Gather all lines in the data that hold the string "full".
## start Raw data
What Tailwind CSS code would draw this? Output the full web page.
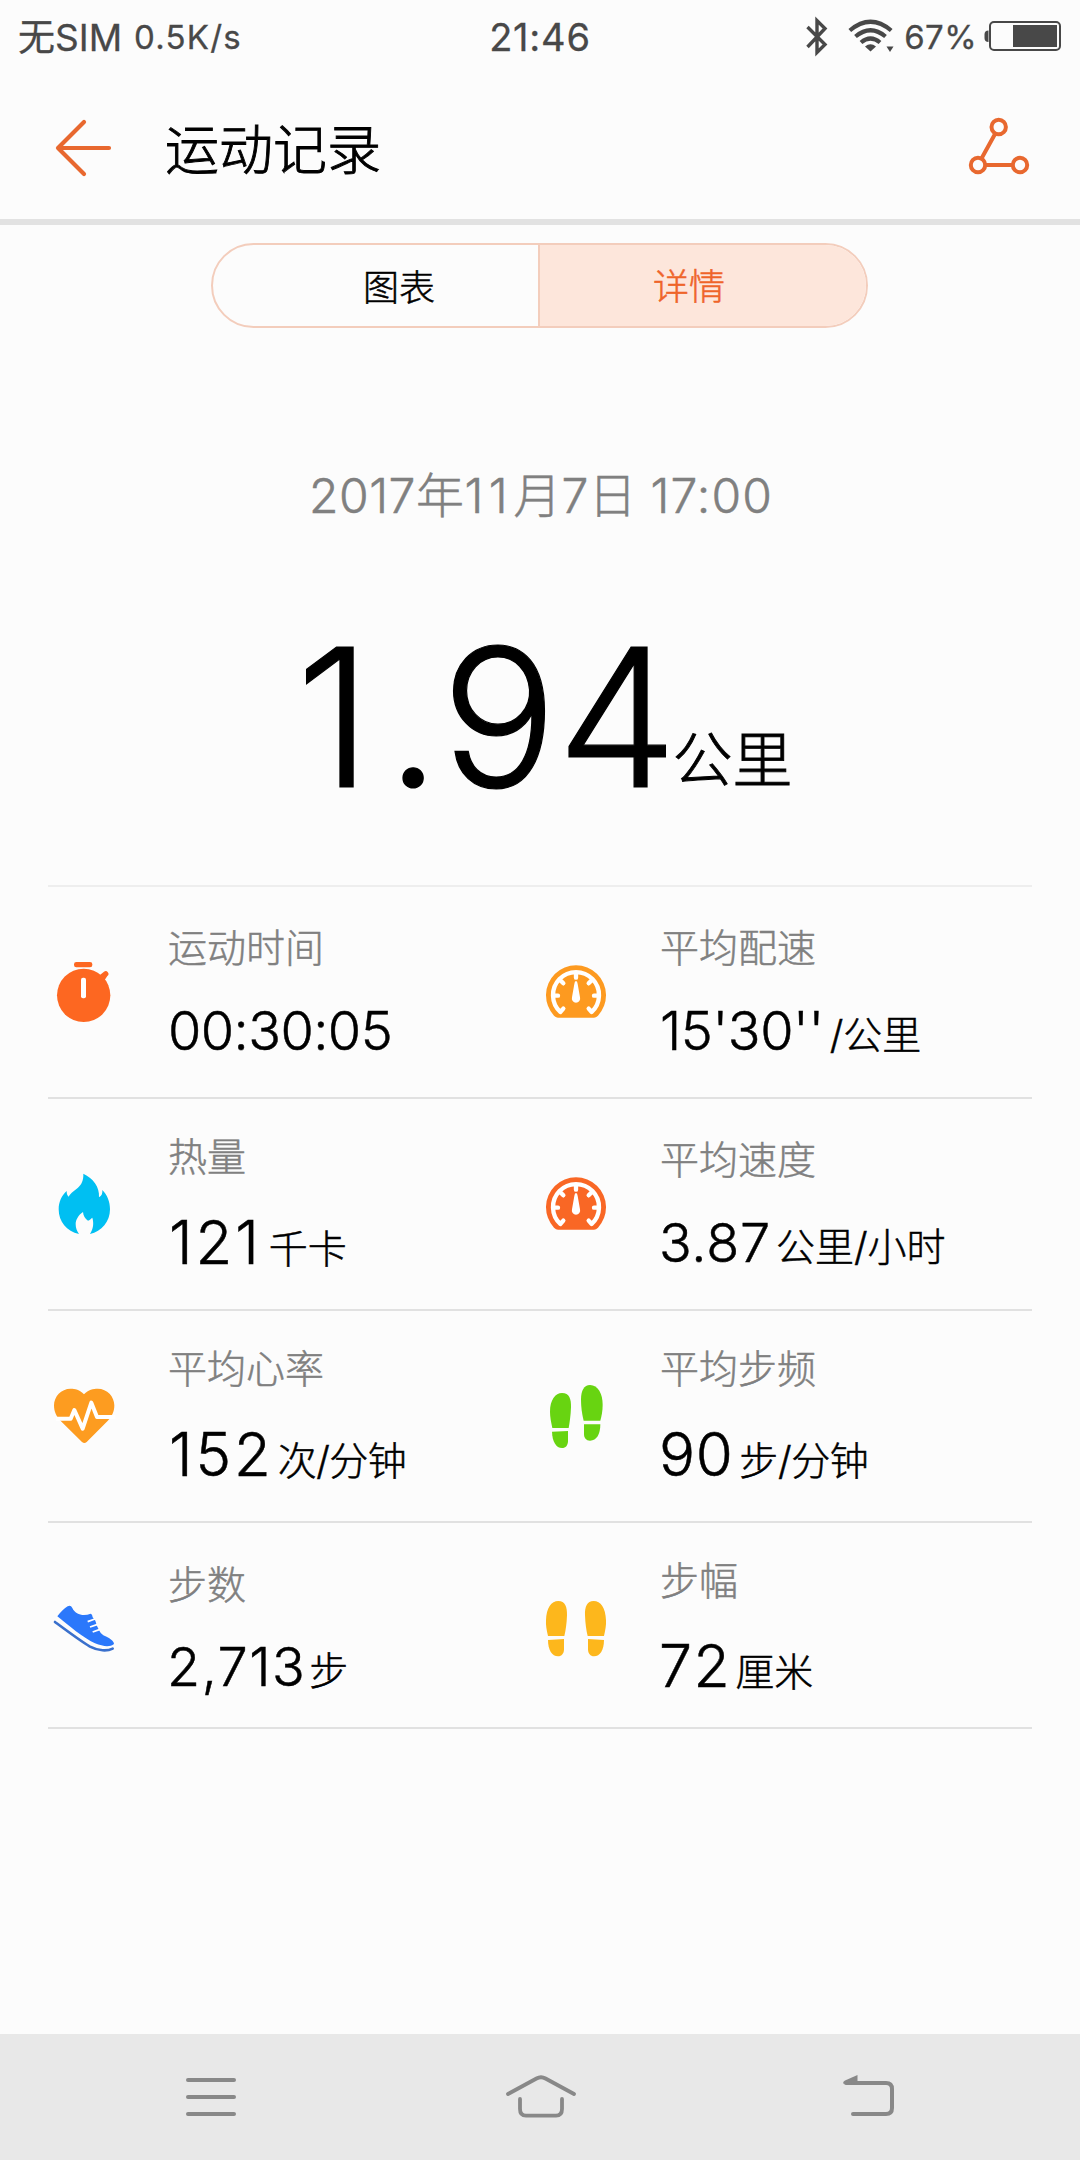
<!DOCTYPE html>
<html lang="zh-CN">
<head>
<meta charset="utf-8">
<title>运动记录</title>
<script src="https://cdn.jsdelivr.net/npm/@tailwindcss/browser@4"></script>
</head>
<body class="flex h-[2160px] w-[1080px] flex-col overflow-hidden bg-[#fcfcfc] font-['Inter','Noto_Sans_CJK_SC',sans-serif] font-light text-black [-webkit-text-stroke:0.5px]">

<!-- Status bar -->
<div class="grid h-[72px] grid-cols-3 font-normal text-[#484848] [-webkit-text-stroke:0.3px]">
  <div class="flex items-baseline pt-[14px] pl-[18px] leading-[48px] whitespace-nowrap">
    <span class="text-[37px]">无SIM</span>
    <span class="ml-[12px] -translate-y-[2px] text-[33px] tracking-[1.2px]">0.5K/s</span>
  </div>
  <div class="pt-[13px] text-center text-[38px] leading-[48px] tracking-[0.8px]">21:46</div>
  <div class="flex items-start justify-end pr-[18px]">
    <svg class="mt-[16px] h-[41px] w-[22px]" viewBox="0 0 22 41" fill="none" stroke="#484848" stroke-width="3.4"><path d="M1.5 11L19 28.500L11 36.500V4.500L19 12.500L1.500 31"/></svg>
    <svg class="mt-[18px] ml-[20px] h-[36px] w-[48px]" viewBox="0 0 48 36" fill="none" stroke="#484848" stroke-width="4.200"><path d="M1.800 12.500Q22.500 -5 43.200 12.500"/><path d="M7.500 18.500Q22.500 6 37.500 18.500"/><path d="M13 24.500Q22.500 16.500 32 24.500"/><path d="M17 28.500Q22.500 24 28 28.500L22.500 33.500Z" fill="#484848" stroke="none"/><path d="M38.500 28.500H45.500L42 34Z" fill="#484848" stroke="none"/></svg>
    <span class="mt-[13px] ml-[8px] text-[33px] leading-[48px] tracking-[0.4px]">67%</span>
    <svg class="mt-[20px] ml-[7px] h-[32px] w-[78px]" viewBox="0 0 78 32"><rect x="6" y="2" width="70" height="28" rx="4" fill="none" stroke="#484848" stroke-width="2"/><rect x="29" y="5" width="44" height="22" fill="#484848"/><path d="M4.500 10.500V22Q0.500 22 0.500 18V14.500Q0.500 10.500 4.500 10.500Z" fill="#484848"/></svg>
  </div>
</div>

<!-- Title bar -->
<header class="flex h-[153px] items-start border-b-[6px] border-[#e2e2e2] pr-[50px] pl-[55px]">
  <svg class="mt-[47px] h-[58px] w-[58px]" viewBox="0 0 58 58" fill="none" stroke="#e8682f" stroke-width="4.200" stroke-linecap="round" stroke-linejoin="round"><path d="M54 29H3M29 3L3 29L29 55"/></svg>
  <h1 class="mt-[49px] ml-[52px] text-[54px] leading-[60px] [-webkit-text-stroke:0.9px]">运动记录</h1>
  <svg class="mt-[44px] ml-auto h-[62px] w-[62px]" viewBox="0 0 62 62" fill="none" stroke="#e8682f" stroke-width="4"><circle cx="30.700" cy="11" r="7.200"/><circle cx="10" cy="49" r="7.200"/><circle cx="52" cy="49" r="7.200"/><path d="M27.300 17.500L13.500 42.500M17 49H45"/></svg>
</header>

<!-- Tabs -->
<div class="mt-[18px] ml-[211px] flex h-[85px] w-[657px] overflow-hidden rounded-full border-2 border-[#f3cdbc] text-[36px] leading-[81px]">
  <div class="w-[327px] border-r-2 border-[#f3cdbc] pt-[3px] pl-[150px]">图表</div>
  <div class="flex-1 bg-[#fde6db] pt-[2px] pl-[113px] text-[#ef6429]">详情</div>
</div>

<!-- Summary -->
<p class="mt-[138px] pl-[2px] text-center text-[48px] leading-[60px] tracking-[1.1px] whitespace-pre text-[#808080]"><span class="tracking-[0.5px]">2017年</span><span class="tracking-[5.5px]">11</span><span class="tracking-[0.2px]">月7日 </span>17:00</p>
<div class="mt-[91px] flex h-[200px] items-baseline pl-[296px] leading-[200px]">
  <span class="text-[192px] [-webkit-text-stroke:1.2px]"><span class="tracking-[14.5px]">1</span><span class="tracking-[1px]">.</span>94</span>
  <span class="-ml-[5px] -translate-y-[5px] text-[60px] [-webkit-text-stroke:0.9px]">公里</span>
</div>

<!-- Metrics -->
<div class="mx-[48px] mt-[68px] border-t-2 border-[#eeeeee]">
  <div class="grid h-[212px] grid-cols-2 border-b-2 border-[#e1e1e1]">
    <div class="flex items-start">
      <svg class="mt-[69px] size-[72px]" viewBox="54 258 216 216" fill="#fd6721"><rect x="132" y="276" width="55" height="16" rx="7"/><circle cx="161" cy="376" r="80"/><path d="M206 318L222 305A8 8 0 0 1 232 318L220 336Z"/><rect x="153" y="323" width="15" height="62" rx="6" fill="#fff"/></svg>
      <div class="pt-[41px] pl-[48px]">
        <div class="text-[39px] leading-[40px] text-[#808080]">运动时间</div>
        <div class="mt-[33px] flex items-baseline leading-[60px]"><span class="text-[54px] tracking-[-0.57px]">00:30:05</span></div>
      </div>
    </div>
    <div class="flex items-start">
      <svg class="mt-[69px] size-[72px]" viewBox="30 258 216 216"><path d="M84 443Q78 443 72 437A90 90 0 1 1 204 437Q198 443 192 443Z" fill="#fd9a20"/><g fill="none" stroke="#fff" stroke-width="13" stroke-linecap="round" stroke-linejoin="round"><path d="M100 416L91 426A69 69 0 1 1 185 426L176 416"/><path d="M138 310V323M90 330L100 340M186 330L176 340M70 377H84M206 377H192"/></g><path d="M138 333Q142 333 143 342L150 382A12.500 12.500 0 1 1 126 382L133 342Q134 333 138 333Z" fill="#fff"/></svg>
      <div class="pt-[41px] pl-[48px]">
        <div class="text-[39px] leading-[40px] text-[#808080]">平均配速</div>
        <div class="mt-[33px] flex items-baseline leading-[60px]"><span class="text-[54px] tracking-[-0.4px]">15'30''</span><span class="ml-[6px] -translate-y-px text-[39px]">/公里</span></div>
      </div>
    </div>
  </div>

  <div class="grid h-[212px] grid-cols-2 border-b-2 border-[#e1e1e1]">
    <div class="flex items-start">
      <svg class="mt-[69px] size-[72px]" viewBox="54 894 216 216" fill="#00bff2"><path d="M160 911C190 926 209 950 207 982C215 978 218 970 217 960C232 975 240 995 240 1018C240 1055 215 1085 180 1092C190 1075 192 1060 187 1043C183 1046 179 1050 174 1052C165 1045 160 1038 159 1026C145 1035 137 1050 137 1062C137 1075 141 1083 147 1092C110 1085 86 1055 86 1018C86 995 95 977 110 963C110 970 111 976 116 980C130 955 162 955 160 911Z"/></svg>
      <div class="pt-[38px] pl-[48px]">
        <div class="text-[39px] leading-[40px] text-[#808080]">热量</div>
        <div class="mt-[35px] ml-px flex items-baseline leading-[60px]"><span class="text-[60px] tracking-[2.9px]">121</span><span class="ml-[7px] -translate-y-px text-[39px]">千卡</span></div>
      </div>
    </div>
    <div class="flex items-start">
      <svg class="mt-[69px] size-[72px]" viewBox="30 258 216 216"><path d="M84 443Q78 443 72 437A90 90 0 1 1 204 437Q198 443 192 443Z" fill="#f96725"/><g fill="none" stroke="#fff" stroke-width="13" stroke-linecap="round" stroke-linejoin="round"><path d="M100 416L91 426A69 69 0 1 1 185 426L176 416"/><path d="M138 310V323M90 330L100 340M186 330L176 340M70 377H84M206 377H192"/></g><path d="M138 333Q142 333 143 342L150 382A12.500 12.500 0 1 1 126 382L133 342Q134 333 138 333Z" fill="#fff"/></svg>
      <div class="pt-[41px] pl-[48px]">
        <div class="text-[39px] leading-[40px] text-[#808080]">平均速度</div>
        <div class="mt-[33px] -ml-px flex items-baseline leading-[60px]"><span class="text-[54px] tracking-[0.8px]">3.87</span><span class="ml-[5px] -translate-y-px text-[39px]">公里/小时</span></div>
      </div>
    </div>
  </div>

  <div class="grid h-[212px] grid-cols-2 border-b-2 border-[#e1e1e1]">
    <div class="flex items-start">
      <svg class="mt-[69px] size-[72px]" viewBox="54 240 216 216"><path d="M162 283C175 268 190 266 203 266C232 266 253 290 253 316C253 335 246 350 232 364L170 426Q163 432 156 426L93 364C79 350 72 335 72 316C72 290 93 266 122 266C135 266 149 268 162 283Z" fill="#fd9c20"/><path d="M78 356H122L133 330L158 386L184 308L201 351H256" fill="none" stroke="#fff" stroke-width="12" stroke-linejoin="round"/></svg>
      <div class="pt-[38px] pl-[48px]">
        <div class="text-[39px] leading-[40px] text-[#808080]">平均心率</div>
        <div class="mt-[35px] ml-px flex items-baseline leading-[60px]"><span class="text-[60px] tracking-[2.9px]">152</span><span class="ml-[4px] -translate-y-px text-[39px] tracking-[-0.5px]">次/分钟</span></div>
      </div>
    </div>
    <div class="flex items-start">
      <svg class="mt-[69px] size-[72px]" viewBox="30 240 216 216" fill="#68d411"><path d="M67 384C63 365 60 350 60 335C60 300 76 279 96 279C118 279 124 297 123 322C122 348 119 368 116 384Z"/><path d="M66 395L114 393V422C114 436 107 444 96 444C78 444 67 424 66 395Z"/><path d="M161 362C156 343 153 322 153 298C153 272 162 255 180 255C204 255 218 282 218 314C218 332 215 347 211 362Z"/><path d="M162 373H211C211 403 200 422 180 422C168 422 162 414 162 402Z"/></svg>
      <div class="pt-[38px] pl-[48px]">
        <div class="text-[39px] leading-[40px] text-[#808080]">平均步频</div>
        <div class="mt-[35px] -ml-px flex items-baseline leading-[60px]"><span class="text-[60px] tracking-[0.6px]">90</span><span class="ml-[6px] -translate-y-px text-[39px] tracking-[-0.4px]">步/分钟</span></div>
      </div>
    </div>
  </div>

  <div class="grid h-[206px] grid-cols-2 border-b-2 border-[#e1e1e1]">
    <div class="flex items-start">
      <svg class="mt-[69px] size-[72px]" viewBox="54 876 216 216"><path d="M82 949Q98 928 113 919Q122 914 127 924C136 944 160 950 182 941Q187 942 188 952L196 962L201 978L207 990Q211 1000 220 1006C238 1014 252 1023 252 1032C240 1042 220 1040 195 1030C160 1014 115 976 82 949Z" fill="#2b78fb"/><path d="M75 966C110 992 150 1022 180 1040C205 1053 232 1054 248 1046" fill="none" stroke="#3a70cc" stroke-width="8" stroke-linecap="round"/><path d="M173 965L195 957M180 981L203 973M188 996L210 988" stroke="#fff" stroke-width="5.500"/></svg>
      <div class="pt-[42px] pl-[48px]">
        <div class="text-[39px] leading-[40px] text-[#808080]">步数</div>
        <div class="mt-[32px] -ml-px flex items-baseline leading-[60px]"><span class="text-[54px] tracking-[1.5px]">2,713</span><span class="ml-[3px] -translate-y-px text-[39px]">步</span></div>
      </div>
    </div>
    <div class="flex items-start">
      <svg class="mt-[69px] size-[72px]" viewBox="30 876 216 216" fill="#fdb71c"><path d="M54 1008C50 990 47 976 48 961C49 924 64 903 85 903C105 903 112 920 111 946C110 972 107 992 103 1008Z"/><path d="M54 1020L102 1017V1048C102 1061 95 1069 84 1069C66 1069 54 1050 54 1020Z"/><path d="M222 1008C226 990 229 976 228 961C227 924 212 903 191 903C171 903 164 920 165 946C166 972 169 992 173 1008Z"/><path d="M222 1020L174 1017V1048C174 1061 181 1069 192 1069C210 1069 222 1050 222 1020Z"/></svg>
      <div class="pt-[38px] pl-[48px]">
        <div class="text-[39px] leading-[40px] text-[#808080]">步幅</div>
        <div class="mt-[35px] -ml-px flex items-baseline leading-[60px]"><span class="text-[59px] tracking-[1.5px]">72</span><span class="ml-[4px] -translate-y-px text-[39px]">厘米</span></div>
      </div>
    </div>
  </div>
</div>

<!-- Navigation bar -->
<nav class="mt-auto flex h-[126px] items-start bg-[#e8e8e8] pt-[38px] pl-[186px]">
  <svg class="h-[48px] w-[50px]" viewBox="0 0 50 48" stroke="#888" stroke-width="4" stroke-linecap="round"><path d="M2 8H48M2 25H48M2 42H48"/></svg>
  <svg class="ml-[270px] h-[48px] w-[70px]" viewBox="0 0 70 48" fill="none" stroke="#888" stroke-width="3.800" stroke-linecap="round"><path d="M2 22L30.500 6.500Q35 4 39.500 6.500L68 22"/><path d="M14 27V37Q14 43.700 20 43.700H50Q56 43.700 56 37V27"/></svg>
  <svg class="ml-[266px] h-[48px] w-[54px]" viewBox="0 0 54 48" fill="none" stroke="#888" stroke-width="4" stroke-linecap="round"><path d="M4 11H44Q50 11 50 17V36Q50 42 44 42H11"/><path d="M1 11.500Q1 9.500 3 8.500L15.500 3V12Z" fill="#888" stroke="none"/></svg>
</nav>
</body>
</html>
## end Raw data
#### [Task solution]
What Tailwind CSS code would draw this? Output the full web page.
<div class="mt-[18px] ml-[211px] flex h-[85px] w-[657px] overflow-hidden rounded-full border-2 border-[#f3cdbc] text-[36px] leading-[81px]">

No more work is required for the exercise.